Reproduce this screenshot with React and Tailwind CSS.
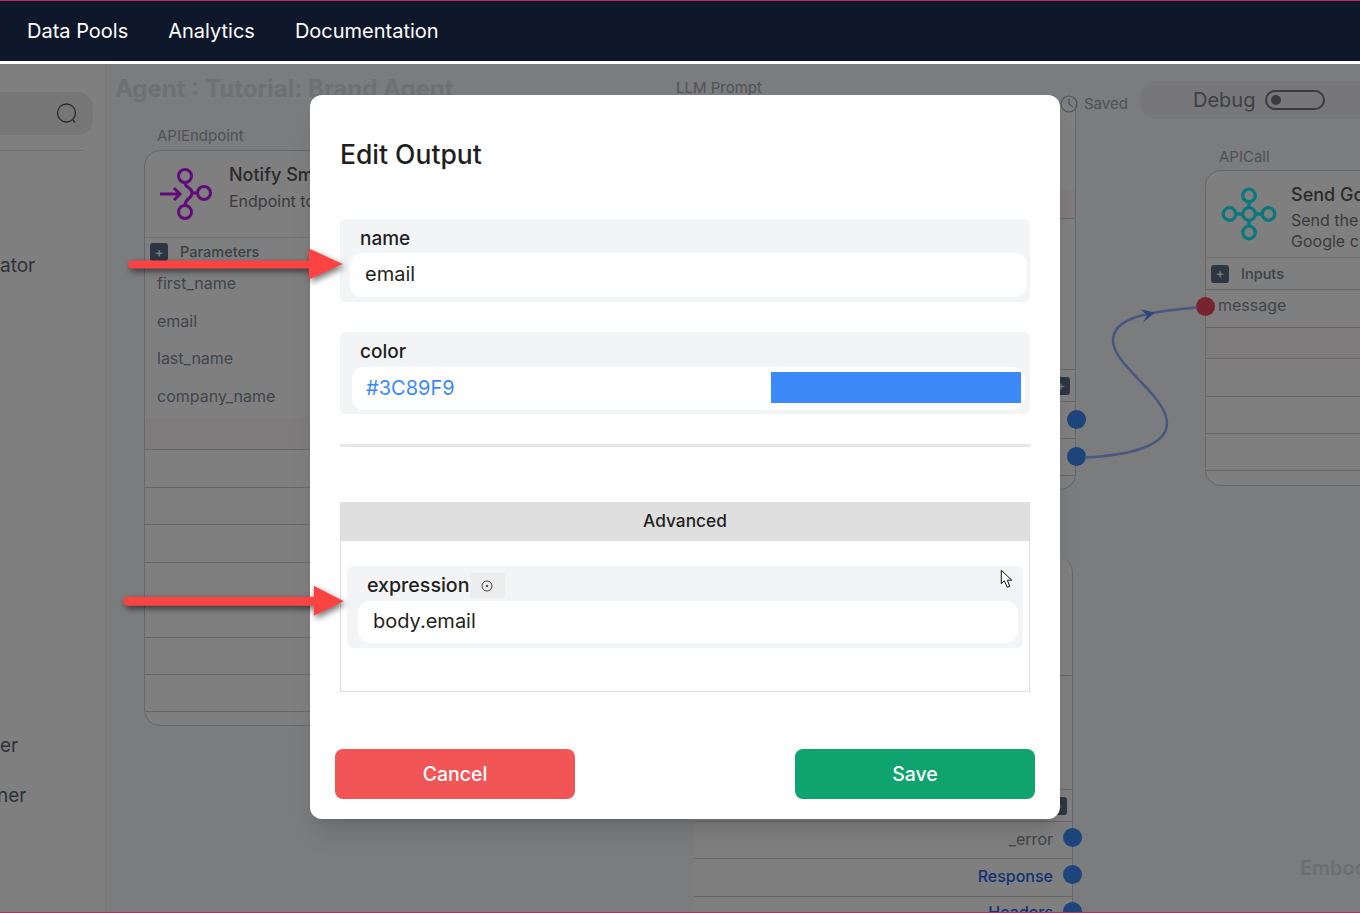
import React from "react";

const font = { fontFamily: "Inter, 'Noto Sans', sans-serif" };

const PlusBtn = () => (
	<span className="flex h-[18px] w-[18px] shrink-0 items-center justify-center rounded-[3px] bg-[#5a6c84] text-[13px] leading-none text-white">
		+
	</span>
);

const Rule = ({ h, tint }) => (
	<div
		className={`border-b border-[#cfcfcf] ${tint ? "bg-[#faf6f6]" : ""}`}
		style={{ height: h }}
	/>
);

const Dot = ({ className }) => (
	<span className={`absolute h-[19px] w-[19px] rounded-full ${className}`} />
);

const EndpointIcon = () => (
	<svg width="56" height="56" viewBox="0 0 56 56" fill="none" stroke="#c414f5" strokeWidth="3">
		<circle cx="26" cy="10" r="6.5" />
		<circle cx="45" cy="27" r="6.5" />
		<circle cx="26" cy="46" r="6.5" />
		<path d="M1 28h20M15 22l6 6-6 6" />
		<path d="M26 16.5c0 6 7 4 7 10.500s-7 4.500-7 12.500" />
		<path d="M33 27h5.500" />
	</svg>
);

const HubIcon = () => (
	<svg width="58" height="58" viewBox="0 0 58 58" fill="none" stroke="#10f0fa" strokeWidth="3.300">
		<circle cx="29" cy="29" r="6.300" />
		<circle cx="29" cy="10.500" r="6.300" />
		<circle cx="29" cy="47.500" r="6.300" />
		<circle cx="9.500" cy="29" r="6.300" />
		<circle cx="48.500" cy="29" r="6.300" />
		<path d="M29 17v5.500M29 35.500V41M16 29h6.500M35.500 29H42" />
	</svg>
);

const Sidebar = () => (
	<aside className="flex w-[106px] shrink-0 flex-col border-r border-[#f0f0f0] bg-white text-[19px] text-[#5c6470]">
		<div className="mt-7 flex h-[43px] w-[93px] items-center justify-end rounded-r-2xl bg-[#ececec] pr-[15px]">
			<svg width="22" height="22" viewBox="0 0 22 22" fill="none" stroke="#555" strokeWidth="1.300">
				<circle cx="10.500" cy="10" r="9" />
				<path d="M17 17l2 2.500" />
			</svg>
		</div>
		<div className="mt-[15px] h-px w-[84px] bg-[#e2e2e2]" />
		<div className="mt-[102px] leading-[26px]">ator</div>
		<div className="mt-[454px] leading-[26px]">er</div>
		<div className="mt-[24px] leading-[26px] -ml-[3px]">ner</div>
	</aside>
);

const Canvas = () => (
	<main className="relative flex-1 overflow-hidden bg-[#f7f8fc]" style={font}>
		<h1 className="absolute left-[9px] top-[9px] text-[24px] font-bold leading-8 text-[#dfe0e4]">
			Agent : Tutorial: Brand Agent
		</h1>

		{/* API endpoint node */}
		<div className="absolute left-[38px] top-[64px] w-[560px]">
			<div className="mb-[6px] h-[16px] pl-[13px] text-[15px] leading-4 text-[#a3a3a8]">APIEndpoint</div>
			<div className="h-[576px] rounded-2xl border border-[#cfcfcf] bg-white">
				<div className="flex h-[87px] items-center border-b border-[#e4e4e4] pl-[14px]">
					<EndpointIcon />
					<div className="ml-[14px] -mt-[15px]">
						<div className="text-[18px] font-medium leading-7 text-[#555]">Notify Smart</div>
						<div className="text-[16px] leading-6 text-[#777]">Endpoint to</div>
					</div>
				</div>
				<div className="flex h-[25px] items-center gap-[12px] pl-[5px] pt-[3px] text-[14.500px] font-medium text-[#7a818c]">
					<PlusBtn />
					Parameters
				</div>
				<div className="pb-[3px] pl-[12px] pt-[2px] text-[16px] leading-[37.500px] text-[#858b95]">
					<div>first_name</div>
					<div>email</div>
					<div>last_name</div>
					<div>company_name</div>
				</div>
				<Rule h={32} tint />
				<Rule h={38} />
				<Rule h={37} />
				<Rule h={38} />
				<Rule h={37} />
				<Rule h={38} />
				<Rule h={37} />
				<Rule h={37} />
			</div>
		</div>

		{/* LLM prompt node */}
		<div className="absolute left-[560px] top-[16px] w-[410px]">
			<div className="pl-[10px] text-[15px] leading-4 text-[#a3a3a8]">LLM Prompt</div>
			<div className="relative mt-[8px] h-[386px] rounded-b-2xl border-r border-b border-[#cfcfcf] bg-white pt-[85px]">
				<Rule h={30} tint />
				<Rule h={151} />
				<div className="flex h-[32px] items-center justify-end border-b border-[#cfcfcf] pr-[5px]">
					<PlusBtn />
				</div>
				<Rule h={37} />
				<Rule h={37} />
				<Dot className="right-[-11px] top-[306px] bg-[#3c89f9]" />
				<Dot className="right-[-11px] top-[343px] bg-[#3c89f9]" />
			</div>
		</div>

		{/* API call node */}
		<div className="absolute left-[1099px] top-[85px] w-[400px]">
			<div className="mb-[5px] h-[16px] pl-[14px] text-[15px] leading-4 text-[#a3a3a8]">APICall</div>
			<div className="relative h-[316px] rounded-2xl border border-[#cfcfcf] bg-white">
				<div className="flex h-[87px] items-center border-b border-[#e4e4e4] pl-[14px]">
					<HubIcon />
					<div className="ml-[13px] mt-[7px]">
						<div className="mb-[3px] text-[18px] font-medium leading-6 text-[#555]">Send Google</div>
						<div className="text-[16px] leading-[21px] text-[#777]">Send the</div>
						<div className="text-[16px] leading-[21px] text-[#777]">Google c</div>
					</div>
				</div>
				<div className="flex h-[32px] items-center gap-[12px] border-b border-[#cfcfcf] pl-[5px] text-[14.500px] font-medium text-[#7a818c]">
					<PlusBtn />
					Inputs
				</div>
				<div className="h-[38px] border-b border-[#cfcfcf] pl-[12px] text-[16px] leading-[30px] text-[#858b95]">message</div>
				<Rule h={31} tint />
				<Rule h={38} />
				<Rule h={37} />
				<Rule h={37} />
				<Dot className="left-[-10px] top-[126px] bg-[#f0485e]" />
			</div>
		</div>

		{/* Output node at the bottom */}
		<div className="absolute left-[588px] top-[493px] h-[360px] w-[379px] rounded-t-2xl border-r border-[#cfcfcf] bg-white pt-[90px]">
			<Rule h={29} />
			<Rule h={114} />
			<div className="flex h-[32px] items-center justify-end border-b border-[#cfcfcf] pr-[19px]">
				<span className="-mr-[14px]">
					<PlusBtn />
				</span>
			</div>
			<div className="flex h-[37px] items-center justify-end border-b border-[#cfcfcf] pb-[3px] pr-[19px] text-[16px] text-[#858b95]">_error</div>
			<div className="flex h-[38px] items-center justify-end border-b border-[#cfcfcf] pb-[4px] pr-[19px] text-[16px] font-medium text-[#2563eb]">Response</div>
			<div className="flex h-[30px] items-center justify-end pr-[19px] text-[16px] font-medium text-[#2563eb]">Headers</div>
			<Dot className="right-[-10px] top-[271px] bg-[#3c89f9]" />
			<Dot className="right-[-10px] top-[308px] bg-[#3c89f9]" />
			<Dot className="right-[-10px] top-[345px] bg-[#3c89f9]" />
		</div>

		<div className="absolute left-[1194px] top-[789px] text-[20px] font-semibold text-[#dcdde2]">Embod</div>

		{/* Edge between the nodes */}
		<svg className="absolute left-0 top-0 h-full w-full" viewBox="0 0 1254 847" fill="none">
			<path
				d="M979 393C1024 391 1061 381 1061 359C1061 331 1007 301 1007 276C1007 258 1029 252 1044 249C1064 245 1079 244 1091 243"
				stroke="#8fb0ff"
				strokeWidth="2.500"
			/>
			<path d="M1049 248L1035 245L1041 251L1037 258Z" fill="#5b88f0" />
		</svg>

		{/* Toolbar */}
		<div className="absolute left-[954px] top-[29px] flex items-center gap-[6px] text-[15px] text-[#a3a3a8]">
			<svg width="18" height="18" viewBox="0 0 18 18" fill="none" stroke="#a3a3a8" strokeWidth="1.200">
				<circle cx="9" cy="9" r="8" />
				<path d="M9 4v5l4 3" />
			</svg>
			Saved
		</div>
		<div className="absolute left-[1034px] top-[17px] flex h-[38px] w-[300px] items-center rounded-2xl bg-[#eeeff2] pb-[1px] pl-[53px] text-[20px] text-[#808084]">
			Debug
			<span className="ml-[10px] flex h-[20px] w-[60px] items-center rounded-full border-2 border-[#777] pl-[4px]">
				<span className="h-[10px] w-[10px] rounded-full bg-[#777]" />
			</span>
		</div>
	</main>
);

const FieldBox = ({ label, children, className = "" }) => (
	<div className={`rounded-md bg-[#f3f4f6] ${className}`}>
		{label}
		{children}
	</div>
);

const Modal = () => (
	<div className="ml-[310px] mt-[31px] h-[724px] w-[750px] rounded-xl bg-white px-[30px] pt-[40px] text-[#1f1f23] shadow-xl">
		<h2 className="text-[26.500px] font-medium leading-[38px]">Edit Output</h2>

		<FieldBox
			className="mt-[46px] h-[83px] pl-[10px] pr-[3px]"
			label={<div className="h-[34px] pl-[10px] pt-[7px] text-[19px] font-medium leading-[26px]">name</div>}
		>
			<div className="flex h-[44px] items-center rounded-xl bg-white pb-[2px] pl-[15px] text-[20px]">email</div>
		</FieldBox>

		<FieldBox
			className="mt-[30px] h-[82px] pl-[12px] pr-[5px]"
			label={<div className="h-[35px] pl-[8px] pt-[7px] text-[19px] font-medium leading-[26px]">color</div>}
		>
			<div className="flex h-[43px] items-center justify-between rounded-xl bg-white pl-[14px] pr-[4px] text-[20px] text-[#3c89f9]">
				<span className="-mt-[2px]">#3C89F9</span>
				<span className="-mt-[2px] h-[31px] w-[250px] bg-[#3c89f9]" />
			</div>
		</FieldBox>

		<div className="mt-[30px] h-[3px] bg-[#e5e7eb]" />

		<div className="mt-[55px] flex h-[39px] items-center justify-center bg-[#dfdfdf] pb-[1px] text-[17.300px] font-medium">Advanced</div>
		<div className="h-[151px] border border-t-0 border-[#e0e0e0] px-[6px] pt-[25px]">
			<FieldBox
				className="h-[82px] pl-[11px] pr-[5px]"
				label={
					<div className="flex h-[35px] items-center pl-[9px] pt-[4px] text-[19.600px] font-medium">
						expression
						<span className="flex h-[25px] w-[35px] items-center justify-center bg-[#ededed]">
							<svg width="12" height="12" viewBox="0 0 12 12" fill="none" stroke="#444" strokeWidth="1">
								<circle cx="6" cy="6" r="5" />
								<circle cx="6" cy="6" r="0.800" fill="#444" />
							</svg>
						</span>
					</div>
				}
			>
				<div className="flex h-[42px] items-center rounded-xl bg-white pb-[2px] pl-[15px] text-[20px]">body.email</div>
			</FieldBox>
		</div>

		<div className="-mx-[5px] mt-[57px] flex justify-between text-[19.500px] font-medium text-white">
			<button type="button" className="h-[50px] w-[240px] rounded-lg bg-[#f25555] pt-[2px]">Cancel</button>
			<button type="button" className="h-[50px] w-[240px] rounded-lg bg-[#0ea36f] pt-[2px]">Save</button>
		</div>
	</div>
);

const Annotations = () => (
	<svg className="pointer-events-none absolute left-0 top-0 h-full w-full" viewBox="0 0 1360 913" fill="none">
		<g className="drop-shadow-[2px_3px_3px_rgba(0,0,0,0.55)]" fill="#fb4343">
			<rect x="127" y="260" width="186" height="8" rx="4" />
			<path d="M308 248L342 263.500L308 279Z" />
			<rect x="122" y="597" width="196" height="9" rx="4.500" />
			<path d="M313 586L343 601.500L313 616Z" />
		</g>
		<path
			d="M1002 570.500V584L1005 581L1008 587.500L1010.500 586.500L1008 580.500L1012.500 580.500Z"
			fill="#fff"
			stroke="#111"
			strokeWidth="1"
		/>
	</svg>
);

const App = () => (
	<div className="relative flex h-[913px] w-[1360px] flex-col overflow-hidden border-y border-[#b92d63] bg-white" style={font}>
		<nav className="flex h-[60px] shrink-0 items-center gap-10 bg-[#0f172a] pl-[27px] text-[20px] text-white">
			<span>Data Pools</span>
			<span>Analytics</span>
			<span>Documentation</span>
		</nav>
		<div className="relative mt-[3px] flex flex-1 overflow-hidden">
			<Sidebar />
			<Canvas />
			<div className="absolute inset-0 bg-black/50">
				<Modal />
			</div>
		</div>
		<Annotations />
	</div>
);

export default App;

* Problem to solve
Select every line above that contains the word "React", and copy it.

* Expected output
Reproduce this screenshot with React and Tailwind CSS.
import React from "react";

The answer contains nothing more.